Content Warning: This is tamer than the Jungle Emperor Leo movie, but more intense than most Kimba episodes. Claw kills some birds that didn’t hatch yet and attempts to kill Paola in the infamous cliff scene that references the Belladonna scene from the original TV series although many people will misconstrue it as a rip-off of Mufasa’s death scene if they had no context of Tezuka’s works. The fact that Claw is fighting a young Leo is lampshaded as the villainous lion claims that the protagonist is too young to fight him. Then again, Claw’s design in this iteration is scarier then how he looked in previous versions. The fight itself even has some blood as Leo lacerates Claw in a surprisingly brutal fashion given the atmosphere of this short film. It’s still safe for kids, but it’s not as G-rated as the 60s show.

-Curtis Monroe

All photos property of their respective owners and used under US “Fair Use” laws. Jungle Emperor Leo and and all related names and terms are property of Tezuka Productions.
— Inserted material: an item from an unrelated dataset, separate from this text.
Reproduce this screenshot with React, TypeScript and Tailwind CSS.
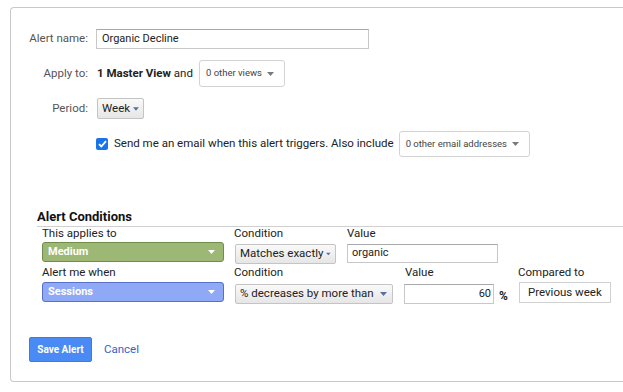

The screenshot is from YouTube, but the content is property of Tezuka Productions.

7 comments

  1. I really wish that anime would stay away from CGI. Rarely does it look good and like you say it often clashes with the traditionally produced artwork.

    Liked by 1 person

    • Thanks for reading this review, Otaku Judge!

      I guess I’m pretty old-school like that, too. I prefer hand-drawn/2D animation in general and some CGI can be incongruous. It was a shame because the JEL 1997 film was a full-length movie and it came out 3 years prior to Hon-O-Ji, let it looked amazing consistently and there was barely any CGI. Don’t get me wrong, I’m definitely not a luddite when it comes to animation, but I feel as though there’s an overabundance of CGI in everything.